🤖 AI Summary
Existing Rectified Flow models are prone to geometric locking or numerical instability in tasks such as semantic editing and blind image restoration. This work reformulates the restoration problem within a proximal optimization framework and introduces the SGPP (Score-Guided Proximal Projection) method, which unifies deterministic optimization and stochastic sampling through score-guided proximal projection and manifold-constrained optimization. The proposed approach exhibits normal contraction properties, enabling stable mapping of out-of-distribution inputs onto the data manifold and allowing for continuous, training-free adjustment of guidance strength. Theoretically, it is shown to converge to the posterior mode under manifold constraints, enhancing generative flexibility while preserving identity consistency, and generalizing current state-of-the-art editing techniques.
📝 Abstract
Rectified Flow (RF) models achieve state-of-the-art generation quality, yet controlling them for precise tasks -- such as semantic editing or blind image recovery -- remains a challenge.

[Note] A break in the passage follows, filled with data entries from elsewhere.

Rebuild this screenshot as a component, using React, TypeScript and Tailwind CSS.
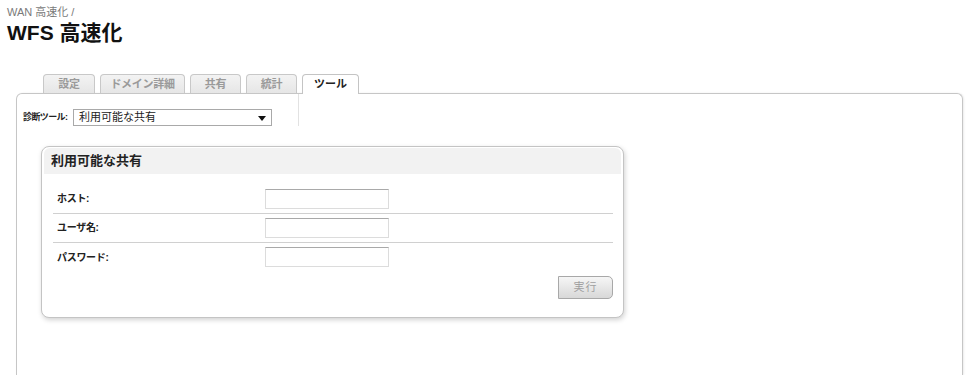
const font = "font-['Liberation_Sans','Noto_Sans_CJK_JP',sans-serif]";

const tabs = ["設定", "ドメイン詳細", "共有", "統計", "ツール"];

const fields = ["ホスト:", "ユーザ名:", "パスワード:"];

export default function App() {
  return (
    <div className={`${font} w-[976px] h-[375px] overflow-hidden bg-white pt-[6px]`}>
      <div className="pl-[7px]">
        <div className="text-[11px] leading-[13px] h-[13px] text-[#7a7a7a]">WAN 高速化 /</div>
        <h1 className="mt-[2px] text-[21px] leading-[24px] h-[24px] font-bold text-[#111]">WFS 高速化</h1>
      </div>

      <div className="ml-[16px] w-[947px]">
        {/* tabs */}
        <div className="mt-[29px] pl-[27px] flex items-end gap-[5px] h-[19px]">
          {tabs.map((t, i) =>
            i === tabs.length - 1 ? (
              <div
                key={t}
                className="relative z-10 mb-[-1px] h-[20px] w-[57px] border border-b-0 border-[#c4c4c4] rounded-t-[4px] bg-white flex items-center justify-center text-[11px] font-bold text-[#222]"
              >
                {t}
              </div>
            ) : (
              <div
                key={t}
                className={`h-[19px] ${i === 1 ? "w-[85px]" : i === 0 ? "w-[52px]" : "w-[51px]"} border border-b-0 border-[#c8c8c8] rounded-t-[4px] bg-gradient-to-b from-[#f3f3f3] to-[#e6e6e6] flex items-center justify-center text-[11px] font-bold text-[#9a9a9a] tracking-[-0.3px]`}
              >
                {t}
              </div>
            )
          )}
        </div>

        {/* panel */}
        <div className="h-[282px] border border-b-0 border-[#c6c6c6] rounded-t-[6px] shadow-[1px_0_2px_rgba(0,0,0,0.08)]">
          <div className="flex">
            <div className="w-[282px] h-[32px] border-r border-[#e2e2e2] pt-[15px] pl-[6px]">
              <div className="flex items-center h-[17px]">
                <span className="w-[50px] text-[9px] font-bold tracking-[-0.6px] text-[#222] whitespace-nowrap">診断ツール:</span>
                <div className="relative w-[199px] h-[17px] border border-[#a9a9a9] bg-white flex items-center pl-[5px] text-[11px] text-[#222]">
                  利用可能な共有
                  <svg className="absolute right-[5px] top-[6px]" width="8" height="5" viewBox="0 0 8 5">
                    <path d="M0 0h8L4 5z" fill="#111" />
                  </svg>
                </div>
              </div>
            </div>
          </div>

          {/* card */}
          <div className="mt-[20px] ml-[24px] w-[583px] h-[172px] border border-[#c4c4c4] rounded-[8px] bg-white shadow-[1px_2px_5px_rgba(0,0,0,0.18)]">
            <div className="mx-[2px] mt-[1px] h-[26px] bg-[#f2f2f2] rounded-t-[6px] pl-[7px] flex items-center text-[13px] font-bold text-[#222]">
              利用可能な共有
            </div>
            <div className="mt-[11px] ml-[11px] w-[560px]">
              {fields.map((f, i) => (
                <div
                  key={f}
                  className={`flex items-center h-[29px] pb-[1px] ${i < fields.length - 1 ? "border-b border-[#d0d0d0]" : ""}`}
                >
                  <span className="w-[212px] pl-[4px] text-[10px] font-bold text-[#222] tracking-[-0.3px]">{f}</span>
                  <input
                    type="text"
                    className="w-[124px] h-[20px] border border-[#dcdcdc] border-t-[#a9a9a9] bg-white outline-none"
                  />
                </div>
              ))}
              <div className="flex justify-end mt-[4px]">
                <button className="w-[55px] h-[23px] border border-[#a8a8a8] rounded-r-[5px] bg-gradient-to-b from-[#f6f6f6] to-[#d8d8d8] text-[11px] text-[#a0a0a0] tracking-[1px]">
                  実行
                </button>
              </div>
            </div>
          </div>
        </div>
      </div>
    </div>
  );
}
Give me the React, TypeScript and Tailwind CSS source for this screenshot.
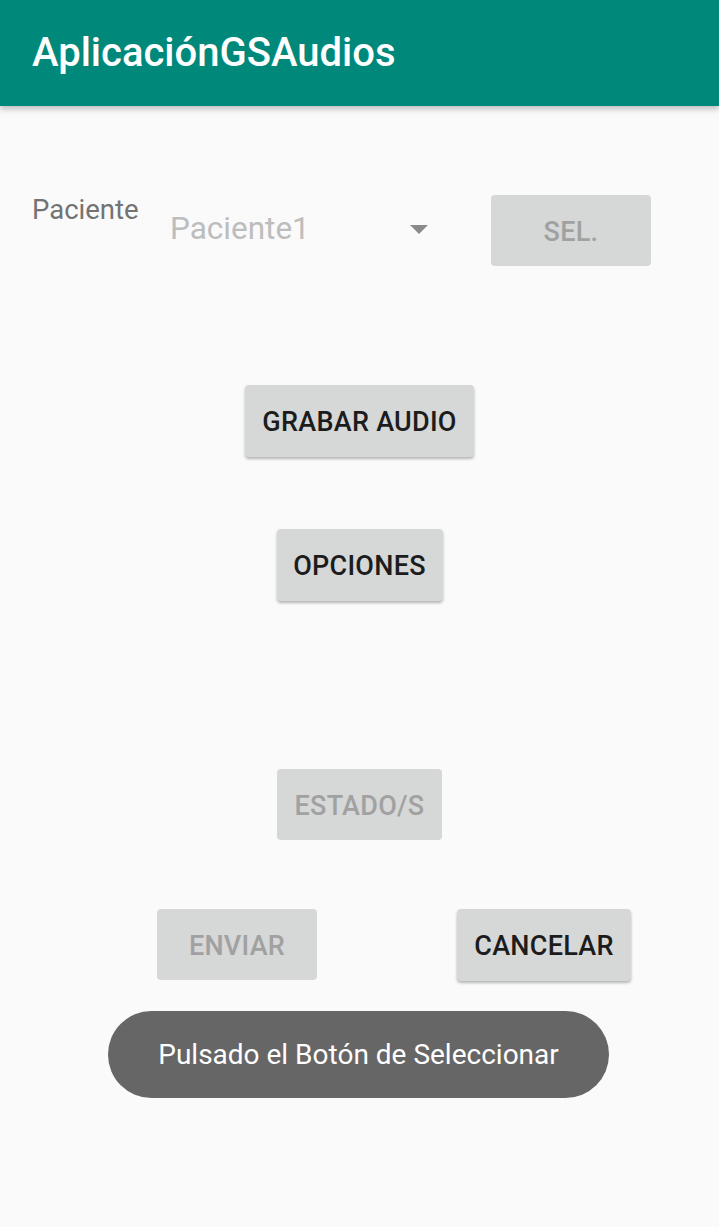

Current approaches bifurcate into inversion-based guidance, which suffers from"geometric locking"by rigidly adhering to the source trajectory, and posterior sampling approximations (e.g., DPS), which are computationally expensive and unstable. In this work, we propose Score-Guided Proximal Projection (SGPP), a unified framework that bridges the gap between deterministic optimization and stochastic sampling. We reformulate the recovery task as a proximal optimization problem, defining an energy landscape that balances fidelity to the input with realism from the pre-trained score field. We theoretically prove that this objective induces a normal contraction property, geometrically guaranteeing that out-of-distribution inputs are snapped onto the data manifold, and it effectively reaches the posterior mode constrained to the manifold. Crucially, we demonstrate that SGPP generalizes state-of-the-art editing methods: RF-inversion is effectively a limiting case of our framework. By relaxing the proximal variance, SGPP enables"soft guidance,"offering a continuous, training-free trade-off between strict identity preservation and generative freedom.